Source excerpt »
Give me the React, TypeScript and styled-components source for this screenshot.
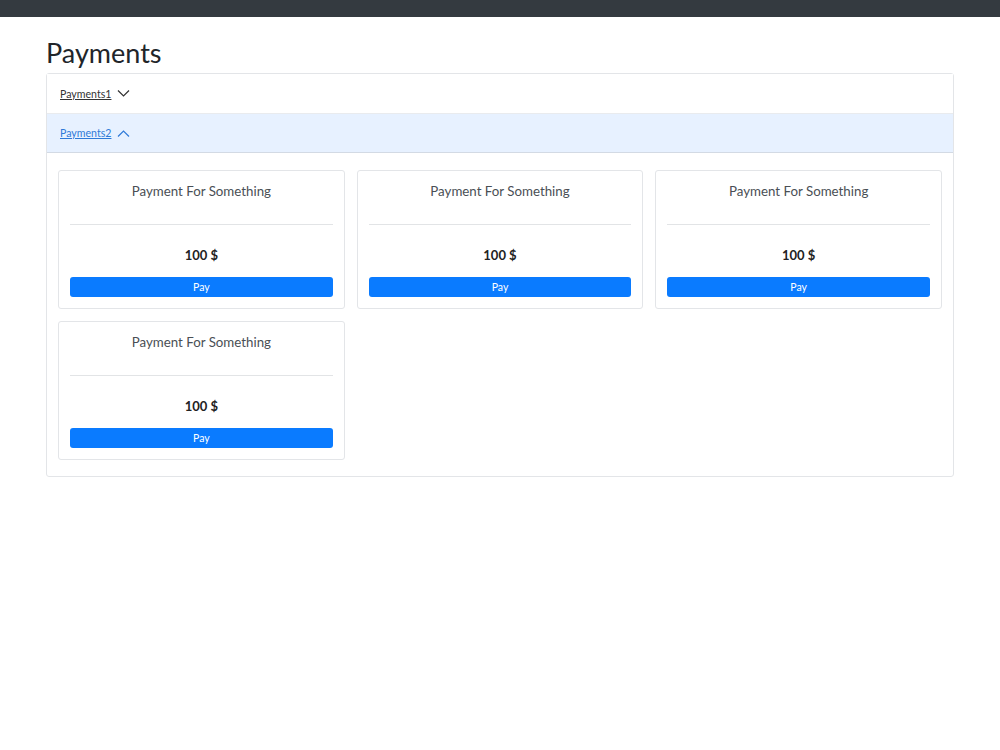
import styled, { createGlobalStyle } from "styled-components"

const GlobalStyle = createGlobalStyle`
  body {
    margin: 0;
    font-family: "Source Sans Pro", "Lato", "Noto Sans", sans-serif;
    color: #212529;
    background: #ffffff;
  }
`

const TopBar = styled.div`
  height: 17px;
  background-color: #343a40;
`

const Page = styled.main`
  padding: 18px 46px 0 46px;
`

const Title = styled.h1`
  margin: 0 0 2px 0;
  font-size: 27px;
  font-weight: 400;
  line-height: 36px;
  color: #212529;
`

const Accordion = styled.div`
  border: 1px solid #e3e5e8;
  border-radius: 3px;
`

const AccordionHeader = styled.div<{ $open?: boolean }>`
  display: flex;
  align-items: center;
  gap: 6px;
  height: ${(props) => (props.$open ? "38px" : "39px")};
  padding: 0 13px;
  background-color: ${(props) => (props.$open ? "#e7f1ff" : "#ffffff")};
  border-bottom: 1px solid ${(props) => (props.$open ? "#d3dae4" : "#e9ebee")};
`

const HeaderLink = styled.a<{ $open?: boolean }>`
  font-size: 10.6px;
  color: ${(props) => (props.$open ? "#2f7ad8" : "#333333")};
  text-decoration: underline;
  cursor: pointer;
`

const Chevron = styled.svg<{ $open?: boolean }>`
  width: 13px;
  height: 9px;
  stroke: ${(props) => (props.$open ? "#2f7ad8" : "#333333")};
  fill: none;
  stroke-width: 1.2;
`

const AccordionBody = styled.div`
  display: grid;
  grid-template-columns: repeat(3, 1fr);
  gap: 12px;
  padding: 17px 11px 16px 11px;
`

const Card = styled.div`
  display: flex;
  flex-direction: column;
  border: 1px solid #e3e5e8;
  border-radius: 3px;
  padding: 10px 11px 11px 11px;
  height: 139px;
  box-sizing: border-box;
`

const CardTitle = styled.div`
  text-align: center;
  font-size: 13.3px;
  color: #4a4f55;
  line-height: 20px;
`

const Divider = styled.hr`
  margin: 23px 0 0 0;
  border: 0;
  border-top: 1px solid #e2e4e6;
`

const Price = styled.div`
  margin-top: 21px;
  text-align: center;
  font-size: 13px;
  font-weight: 700;
  color: #222222;
  line-height: 18px;
`

const PayButton = styled.button`
  margin-top: 13px;
  height: 20px;
  padding: 0;
  border: 0;
  border-radius: 3px;
  background-color: #0a7bff;
  color: #ffffff;
  font-family: inherit;
  font-size: 10.5px;
  cursor: pointer;
`

const ChevronIcon = ({ open }: { open?: boolean }) => (
  <Chevron $open={open} viewBox="0 0 13 9">
    {open ? <polyline points="1,7.5 6.5,2 12,7.5" /> : <polyline points="1,1.5 6.5,7 12,1.5" />}
  </Chevron>
)

const payments = [1, 2, 3, 4].map((id) => ({ id, title: "Payment For Something", amount: 100 }))

const App = () => {
  return (
    <>
      <GlobalStyle />
      <TopBar />
      <Page>
        <Title>Payments</Title>
        <Accordion>
          <AccordionHeader>
            <HeaderLink>Payments1</HeaderLink>
            <ChevronIcon />
          </AccordionHeader>
          <AccordionHeader $open>
            <HeaderLink $open>Payments2</HeaderLink>
            <ChevronIcon open />
          </AccordionHeader>
          <AccordionBody>
            {payments.map((payment) => (
              <Card key={`payment-${payment.id}`}>
                <CardTitle>{payment.title}</CardTitle>
                <Divider />
                <Price>{payment.amount} $</Price>
                <PayButton>Pay</PayButton>
              </Card>
            ))}
          </AccordionBody>
        </Accordion>
      </Page>
    </>
  )
}

export default App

Goal » Copy each line above precisely, dropping the pictures.

Response to this task »
Give me the React, TypeScript and styled-components source for this screenshot.
import styled, { createGlobalStyle } from "styled-components"

const GlobalStyle = createGlobalStyle`
  body {
    margin: 0;
    font-family: "Source Sans Pro", "Lato", "Noto Sans", sans-serif;
    color: #212529;
    background: #ffffff;
  }
`

const TopBar = styled.div`
  height: 17px;
  background-color: #343a40;
`

const Page = styled.main`
  padding: 18px 46px 0 46px;
`

const Title = styled.h1`
  margin: 0 0 2px 0;
  font-size: 27px;
  font-weight: 400;
  line-height: 36px;
  color: #212529;
`

const Accordion = styled.div`
  border: 1px solid #e3e5e8;
  border-radius: 3px;
`

const AccordionHeader = styled.div<{ $open?: boolean }>`
  display: flex;
  align-items: center;
  gap: 6px;
  height: ${(props) => (props.$open ? "38px" : "39px")};
  padding: 0 13px;
  background-color: ${(props) => (props.$open ? "#e7f1ff" : "#ffffff")};
  border-bottom: 1px solid ${(props) => (props.$open ? "#d3dae4" : "#e9ebee")};
`

const HeaderLink = styled.a<{ $open?: boolean }>`
  font-size: 10.6px;
  color: ${(props) => (props.$open ? "#2f7ad8" : "#333333")};
  text-decoration: underline;
  cursor: pointer;
`

const Chevron = styled.svg<{ $open?: boolean }>`
  width: 13px;
  height: 9px;
  stroke: ${(props) => (props.$open ? "#2f7ad8" : "#333333")};
  fill: none;
  stroke-width: 1.2;
`

const AccordionBody = styled.div`
  display: grid;
  grid-template-columns: repeat(3, 1fr);
  gap: 12px;
  padding: 17px 11px 16px 11px;
`

const Card = styled.div`
  display: flex;
  flex-direction: column;
  border: 1px solid #e3e5e8;
  border-radius: 3px;
  padding: 10px 11px 11px 11px;
  height: 139px;
  box-sizing: border-box;
`

const CardTitle = styled.div`
  text-align: center;
  font-size: 13.3px;
  color: #4a4f55;
  line-height: 20px;
`

const Divider = styled.hr`
  margin: 23px 0 0 0;
  border: 0;
  border-top: 1px solid #e2e4e6;
`

const Price = styled.div`
  margin-top: 21px;
  text-align: center;
  font-size: 13px;
  font-weight: 700;
  color: #222222;
  line-height: 18px;
`

const PayButton = styled.button`
  margin-top: 13px;
  height: 20px;
  padding: 0;
  border: 0;
  border-radius: 3px;
  background-color: #0a7bff;
  color: #ffffff;
  font-family: inherit;
  font-size: 10.5px;
  cursor: pointer;
`

const ChevronIcon = ({ open }: { open?: boolean }) => (
  <Chevron $open={open} viewBox="0 0 13 9">
    {open ? <polyline points="1,7.5 6.5,2 12,7.5" /> : <polyline points="1,1.5 6.5,7 12,1.5" />}
  </Chevron>
)

const payments = [1, 2, 3, 4].map((id) => ({ id, title: "Payment For Something", amount: 100 }))

const App = () => {
  return (
    <>
      <GlobalStyle />
      <TopBar />
      <Page>
        <Title>Payments</Title>
        <Accordion>
          <AccordionHeader>
            <HeaderLink>Payments1</HeaderLink>
            <ChevronIcon />
          </AccordionHeader>
          <AccordionHeader $open>
            <HeaderLink $open>Payments2</HeaderLink>
            <ChevronIcon open />
          </AccordionHeader>
          <AccordionBody>
            {payments.map((payment) => (
              <Card key={`payment-${payment.id}`}>
                <CardTitle>{payment.title}</CardTitle>
                <Divider />
                <Price>{payment.amount} $</Price>
                <PayButton>Pay</PayButton>
              </Card>
            ))}
          </AccordionBody>
        </Accordion>
      </Page>
    </>
  )
}

export default App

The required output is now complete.